>> Begin

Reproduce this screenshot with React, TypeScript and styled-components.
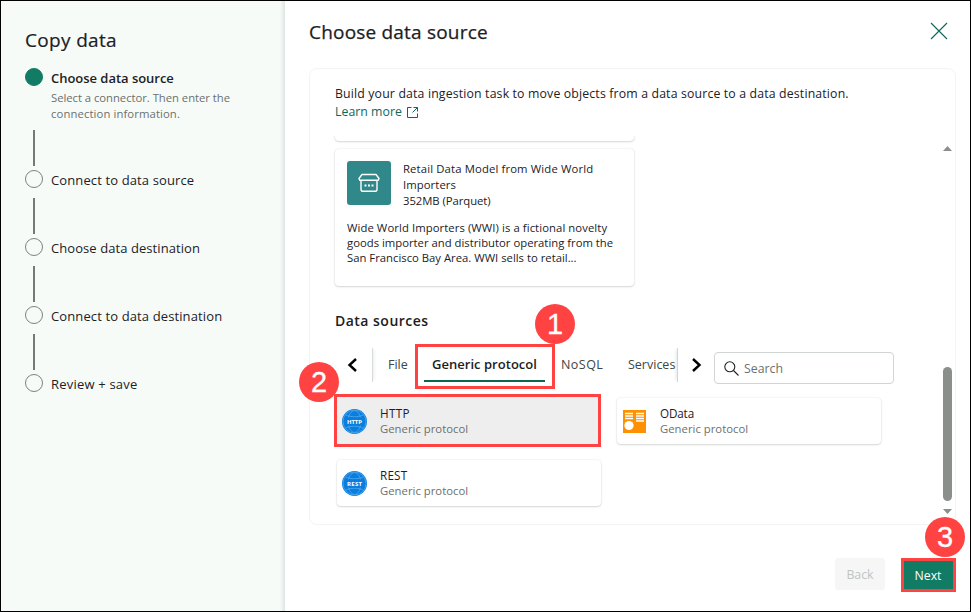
import React from 'react';
import styled, { createGlobalStyle, css } from 'styled-components';

const Global = createGlobalStyle`
  *, *::before, *::after { box-sizing: border-box; }
  body { margin: 0; font-family: "Open Sans", "Noto Sans", sans-serif; color: #1c211f; }
`;

const red = '#ff4343';
const cardShadow = '0 0 2px rgba(40, 60, 55, 0.12), 0 1px 2px rgba(40, 60, 55, 0.17)';

const Frame = styled.div`
  display: flex;
  width: 971px;
  height: 612px;
  overflow: hidden;
  border: 1px solid #000;
  background: #fff;
`;

const Sidebar = styled.aside`
  width: 284px;
  flex: none;
  padding: 26px 0 0 24px;
  background: linear-gradient(to right, transparent 279px, #dfe5e2 284px), #f7fbf8;
`;

const SideTitle = styled.h1`
  margin: 0;
  height: 41px;
  font-size: 19px;
  line-height: 27px;
  font-weight: 400;
  letter-spacing: 0.33px;
  -webkit-text-stroke: 0.2px currentColor;
`;

const Step = styled.div<{ $tall?: boolean }>`
  display: flex;
  gap: 8px;
  height: ${(p) => (p.$tall ? 102 : 68)}px;
`;

const Rail = styled.div`
  display: flex;
  flex-direction: column;
  align-items: center;
  justify-content: space-between;
  width: 18px;
  padding-bottom: 4px;
`;

const Dot = styled.span<{ $on?: boolean }>`
  width: 18px;
  height: 18px;
  border-radius: 50%;
  border: 1px solid ${(p) => (p.$on ? '#117b63' : '#7d8280')};
  background: ${(p) => (p.$on ? '#117b63' : 'transparent')};
`;

const Line = styled.span`
  width: 2px;
  height: 36px;
  background: #757977;
`;

const StepLabel = styled.div<{ $on?: boolean; $ls: number }>`
  padding-top: 1px;
  font-size: 13px;
  line-height: 19px;
  white-space: nowrap;
  font-weight: ${(p) => (p.$on ? 600 : 400)};
  letter-spacing: ${(p) => p.$ls}px;
`;

const StepHints = styled.div`
  padding-top: 2px;
`;

const StepHint = styled.div<{ $ls: number }>`
  color: #6b706e;
  font-size: 11.3px;
  line-height: 16px;
  font-weight: 400;
  letter-spacing: ${(p) => p.$ls}px;
`;

const Main = styled.main`
  flex: 1;
  min-width: 0;
  padding: 0 14px 0 24px;
  display: flex;
  flex-direction: column;
`;

const Header = styled.header`
  display: flex;
  justify-content: space-between;
  height: 67px;
  padding: 18px 8px 0 0;
  svg { margin-top: 3px; }
`;

const Title = styled.h2`
  margin: 0;
  font-size: 19px;
  line-height: 27px;
  font-weight: 400;
  letter-spacing: 0.2px;
  -webkit-text-stroke: 0.25px currentColor;
`;

const Panel = styled.section`
  height: 457px;
  border: 1px solid #f3f5f4;
  border-radius: 8px;
  padding: 16px 3px 0 25px;
`;

const Intro = styled.div`
  height: 51px;
  font-size: 12.3px;
  line-height: 18px;
  letter-spacing: 0.15px;
  white-space: nowrap;
`;

const Learn = styled.a`
  display: flex;
  align-items: center;
  gap: 4px;
  color: #0c695a;
  letter-spacing: 0.03px;
`;

const Scroller = styled.div`
  display: flex;
  justify-content: space-between;
  height: 387px;
`;

const Content = styled.div`
  width: 562px;
  overflow: hidden;
  padding-left: 2px;
  margin-left: -2px;
`;

const CardTail = styled.div`
  width: 299px;
  height: 41px;
  margin-top: -36px;
  border-radius: 4px;
  box-shadow: ${cardShadow};
`;

const SampleCard = styled.article`
  width: 299px;
  height: 137px;
  margin-top: 8px;
  padding: 12px;
  border-radius: 4px;
  box-shadow: ${cardShadow};
`;

const SampleHead = styled.div`
  display: flex;
  gap: 12px;
  height: 59px;
`;

const Tile = styled.div`
  display: flex;
  align-items: center;
  justify-content: center;
  width: 44px;
  height: 44px;
  border-radius: 3px;
  background: #31888a;
`;

const TextLine = styled.div<{ $lh: number; $ls?: number }>`
  font-size: 11.3px;
  line-height: ${(p) => p.$lh}px;
  white-space: nowrap;
  letter-spacing: ${(p) => p.$ls ?? 0}px;
`;

const SectionTitle = styled.h3`
  margin: 24px 0 0;
  font-size: 14px;
  line-height: 22px;
  font-weight: 600;
  letter-spacing: 0.48px;
`;

const Toolbar = styled.div`
  display: flex;
  height: 52px;
  margin-top: 12px;
`;

const NavArrow = styled.div<{ $side: 'left' | 'right' }>`
  display: flex;
  align-items: center;
  justify-content: center;
  height: 34px;
  margin-top: 4px;
  ${(p) =>
    p.$side === 'left'
      ? css`
          width: 38px;
          padding-right: 3px;
          border-right: 1px solid #d8dcda;
          box-shadow: 3px 0 3px -2px rgba(40, 60, 55, 0.1);
        `
      : css`
          width: 36px;
          padding-left: 2px;
          border-left: 1px solid #d0d4d2;
          box-shadow: -3px 0 3px -2px rgba(40, 60, 55, 0.12);
        `}
`;

const Tabs = styled.div`
  display: flex;
  width: 304px;
  height: 44px;
`;

const Tab = styled.div<{ $w: number; $ls?: number; $indent?: number }>`
  flex: none;
  width: ${(p) => p.$w}px;
  padding-left: ${(p) => p.$indent ?? 0}px;
  font-size: 12.5px;
  line-height: 42px;
  color: #404644;
  white-space: nowrap;
  letter-spacing: ${(p) => p.$ls ?? 0}px;
`;

const ActiveTab = styled.div`
  flex: none;
  width: 140px;
  height: 45px;
  padding: 0 6px;
  margin-right: 6px;
  border: 3px solid ${red};
  font-size: 13px;
  font-weight: 600;
  line-height: 34px;
  text-align: center;
  letter-spacing: 0.03px;
  white-space: nowrap;
`;

const ActiveLabel = styled.span`
  display: block;
  height: 35px;
  margin-right: 1px;
  border-bottom: 2px solid #0b6652;
`;

const SearchBox = styled.div`
  display: flex;
  align-items: center;
  gap: 5px;
  width: 180px;
  height: 32px;
  margin: 8px 0 0 1px;
  padding-left: 9px;
  border: 1px solid #d0d4d2;
  border-radius: 4px;
  color: #6b706e;
  font-size: 12.3px;
`;

const Grid = styled.div`
  display: grid;
  grid-template-columns: 264px 264px;
  gap: 16px;
  padding: 2px 0 0 2px;
`;

const Connector = styled.div<{ $selected?: boolean }>`
  position: relative;
  display: flex;
  align-items: center;
  gap: 13px;
  height: 46px;
  padding-left: 5px;
  border-radius: ${(p) => (p.$selected ? 0 : 4)}px;
  box-shadow: ${(p) => (p.$selected ? 'none' : cardShadow)};
  background: ${(p) => (p.$selected ? '#eeeeee' : '#fff')};
  ${(p) =>
    p.$selected &&
    css`
      &::before {
        content: '';
        position: absolute;
        inset: -4px 0 -3px -3px;
        border: 3px solid ${red};
        box-shadow: inset 0 1px 0 #eeeeee;
      }
    `}
`;

const ConnectorName = styled.div<{ $ls: number }>`
  font-size: 11.7px;
  line-height: 16px;
  letter-spacing: ${(p) => p.$ls}px;
`;

const ConnectorKind = styled.div`
  font-size: 11.3px;
  line-height: 16px;
  letter-spacing: 0.02px;
  color: #6b706e;
`;

const Track = styled.div`
  display: flex;
  flex-direction: column;
  align-items: center;
  width: 9px;
  padding-top: 10px;
`;

const Thumb = styled.div`
  width: 9px;
  height: 134px;
  margin: 216px 0 8px;
  border-radius: 5px;
  background: #8a8f8b;
`;

const Footer = styled.footer`
  display: flex;
  justify-content: flex-end;
  gap: 16px;
  padding-top: 33px;
`;

const Button = styled.button<{ $primary?: boolean }>`
  width: ${(p) => (p.$primary ? 55 : 50)}px;
  height: ${(p) => (p.$primary ? 34 : 32)}px;
  padding: ${(p) => (p.$primary ? '1px 1px 0 0' : '2px 0 0')};
  font: 400 12.3px/20px "Open Sans", sans-serif;
  border: ${(p) => (p.$primary ? `3px solid ${red}` : '0')};
  border-radius: ${(p) => (p.$primary ? 0 : 3)}px;
  background: ${(p) => (p.$primary ? '#117b63' : '#f6f6f6')};
  color: ${(p) => (p.$primary ? '#fff' : '#c0c4c2')};
`;

const Badge = styled.span<{ $x: number; $y: number }>`
  position: absolute;
  left: ${(p) => p.$x}px;
  top: ${(p) => p.$y}px;
  width: 40px;
  height: 40px;
  border-radius: 50%;
  background: ${red};
  color: #fff;
  font: 400 29px/41px "Liberation Sans", Arial, sans-serif;
  -webkit-text-stroke: 0.3px #fff;
  text-align: center;
`;

const CloseIcon = () => (
  <svg width="18" height="18" viewBox="0 0 18 18" stroke="#0c695a" strokeWidth="1.1">
    <path d="M1 1l16 16M17 1L1 17" />
  </svg>
);

const OpenIcon = () => (
  <svg width="13" height="13" viewBox="0 0 13 13" fill="none" stroke="#0c695a">
    <path d="M5.500 1.500h-4v10h10v-4M7.500 1.500h4v4M11.500 1.500L6.500 6.500" />
  </svg>
);

const StoreIcon = () => (
  <svg width="24" height="22" viewBox="0 0 24 22" fill="none" stroke="#fff" strokeWidth="1.4" strokeLinejoin="round">
    <path d="M5 2.500h14l3 4-.7 1.800H2.700L2 6.500z M4 8.500v9.500l1 1.200h14l1-1.200V8.500" />
    <path d="M7.500 13.500h2M11 13.500h2M14.500 13.500h2" strokeWidth="2" />
  </svg>
);

const Chevron = ({ right }: { right?: boolean }) => (
  <svg width="12" height="16" viewBox="0 0 12 16" fill="none" stroke="#000" strokeWidth="2.4">
    <path d={right ? 'M2 2l6.500 6L2 14' : 'M10 2L3.500 8l6.500 6'} />
  </svg>
);

const SearchIcon = () => (
  <svg width="15" height="15" viewBox="0 0 15 15" fill="none" stroke="#1c211f" strokeWidth="1.1">
    <circle cx="5.800" cy="5.800" r="5" />
    <path d="M9.500 9.500l5 5" />
  </svg>
);

const GlobeIcon = ({ label }: { label: string }) => (
  <svg width="25" height="25" viewBox="0 0 25 25">
    <circle cx="12.500" cy="12.500" r="12.500" fill="#0a7ddd" />
    <g fill="none" stroke="#4ba6ea" strokeWidth="0.9">
      <circle cx="12.500" cy="12.500" r="11.500" />
      <path d="M6.500 8.500C7.500 4.500 9.500 2 12.500 1.500c3 .5 5 3 6 7M6.500 16.500c1 4 3 6.500 6 7 3-.5 5-3 6-7M4 6c4 2.300 13 2.300 17 0M4 19c4-2.300 13-2.300 17 0" />
    </g>
    <rect x="3" y="8.800" width="19" height="7.400" fill="#0a7ddd" />
    <text x="12.500" y="14.800" fill="#fff" fontSize="6" fontWeight="700" textAnchor="middle" textLength="15" fontFamily="Open Sans, sans-serif">
      {label}
    </text>
  </svg>
);

const ODataIcon = () => (
  <svg width="25" height="25" viewBox="0 0 25 25">
    <rect x="1" y="1" width="23" height="23" fill="#ff9100" />
    <path d="M3 4.500h8M3 7h8M3 9.500h8M14 4.500h8M14 7h8M14 9.500h8M14 12h8" stroke="#fff" strokeWidth="1.500" />
    <circle cx="7" cy="16.500" r="4.600" fill="#fff" />
  </svg>
);

const Triangle = ({ down }: { down?: boolean }) => (
  <svg width="9" height="5" viewBox="0 0 9 5" fill="#8a8f8b">
    <path d={down ? 'M0 0h9L4.500 5z' : 'M0 5h9L4.500 0z'} />
  </svg>
);

const steps = [
  { label: 'Connect to data source', ls: 0.12 },
  { label: 'Choose data destination', ls: 0.07 },
  { label: 'Connect to data destination', ls: 0.12 },
  { label: 'Review + save', ls: 0.2 },
];

export default function App() {
  return (
    <Frame>
      <Global />
      <Sidebar>
        <SideTitle>Copy data</SideTitle>
        <Step $tall>
          <Rail><Dot $on /><Line /></Rail>
          <StepLabel $on $ls={-0.03}>
            Choose data source
            <StepHints>
              <StepHint $ls={-0.04}>Select a connector. Then enter the</StepHint>
              <StepHint $ls={0.1}>connection information.</StepHint>
            </StepHints>
          </StepLabel>
        </Step>
        {steps.map((s, i) => (
          <Step key={s.label}>
            <Rail><Dot />{i < steps.length - 1 && <Line />}</Rail>
            <StepLabel $ls={s.ls}>{s.label}</StepLabel>
          </Step>
        ))}
      </Sidebar>
      <Main>
        <Header>
          <Title>Choose data source</Title>
          <CloseIcon />
        </Header>
        <Panel>
          <Intro>
            Build your data ingestion task to move objects from a data source to a data destination.
            <Learn>Learn more <OpenIcon /></Learn>
          </Intro>
          <Scroller>
            <Content>
              <CardTail />
              <SampleCard>
                <SampleHead>
                  <Tile><StoreIcon /></Tile>
                  <div>
                    <TextLine $lh={16} $ls={0.14}>Retail Data Model from Wide World</TextLine>
                    <TextLine $lh={16} $ls={0.07}>Importers</TextLine>
                    <TextLine $lh={16} $ls={-0.05}>352MB (Parquet)</TextLine>
                  </div>
                </SampleHead>
                <TextLine $lh={15} $ls={0.08}>Wide World Importers (WWI) is a fictional novelty</TextLine>
                <TextLine $lh={15}>goods importer and distributor operating from the</TextLine>
                <TextLine $lh={15}>San Francisco Bay Area. WWI sells to retail...</TextLine>
              </SampleCard>
              <SectionTitle>Data sources</SectionTitle>
              <Toolbar>
                <NavArrow $side="left"><Chevron /></NavArrow>
                <Tabs>
                  <Tab $w={42} $indent={15}>File</Tab>
                  <ActiveTab><ActiveLabel>Generic protocol</ActiveLabel></ActiveTab>
                  <Tab $w={67} $ls={0.45}>NoSQL</Tab>
                  <Tab $w={49}>Services</Tab>
                </Tabs>
                <NavArrow $side="right"><Chevron right /></NavArrow>
                <SearchBox><SearchIcon />Search</SearchBox>
              </Toolbar>
              <Grid>
                <Connector $selected>
                  <GlobeIcon label="HTTP" />
                  <div><ConnectorName $ls={0.3}>HTTP</ConnectorName><ConnectorKind>Generic protocol</ConnectorKind></div>
                </Connector>
                <Connector>
                  <ODataIcon />
                  <div><ConnectorName $ls={-0.15}>OData</ConnectorName><ConnectorKind>Generic protocol</ConnectorKind></div>
                </Connector>
                <Connector>
                  <GlobeIcon label="REST" />
                  <div><ConnectorName $ls={0.2}>REST</ConnectorName><ConnectorKind>Generic protocol</ConnectorKind></div>
                </Connector>
              </Grid>
            </Content>
            <Track><Triangle /><Thumb /><Triangle down /></Track>
          </Scroller>
        </Panel>
        <Footer>
          <Button>Back</Button>
          <Button $primary>Next</Button>
        </Footer>
      </Main>
      <Badge $x={535} $y={304}>1</Badge>
      <Badge $x={299} $y={362}>2</Badge>
      <Badge $x={925} $y={517}>3</Badge>
    </Frame>
  );
}
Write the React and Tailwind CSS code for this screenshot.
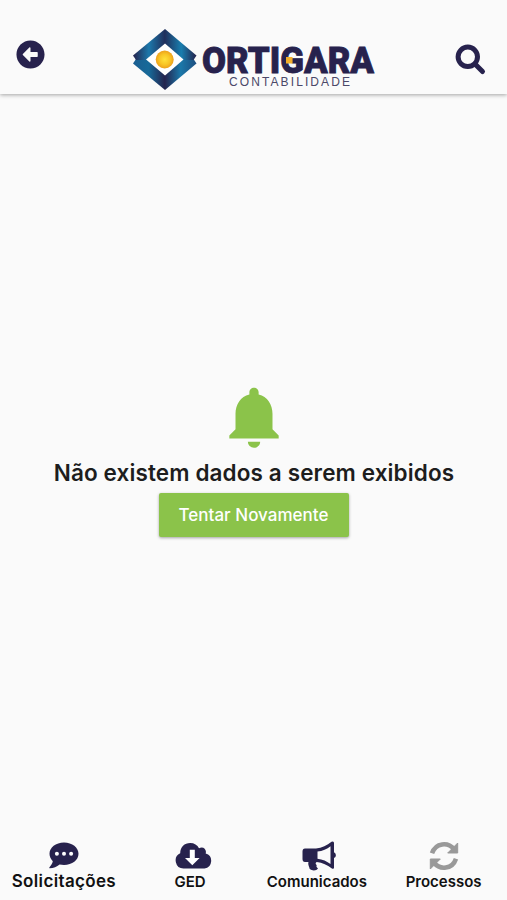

>> End

[TASK BRIEF] Look through the entries above for the word "this". Copy every line where it shows up.

[ANSWER TO THE TASK]
Reproduce this screenshot with React, TypeScript and styled-components.
Write the React and Tailwind CSS code for this screenshot.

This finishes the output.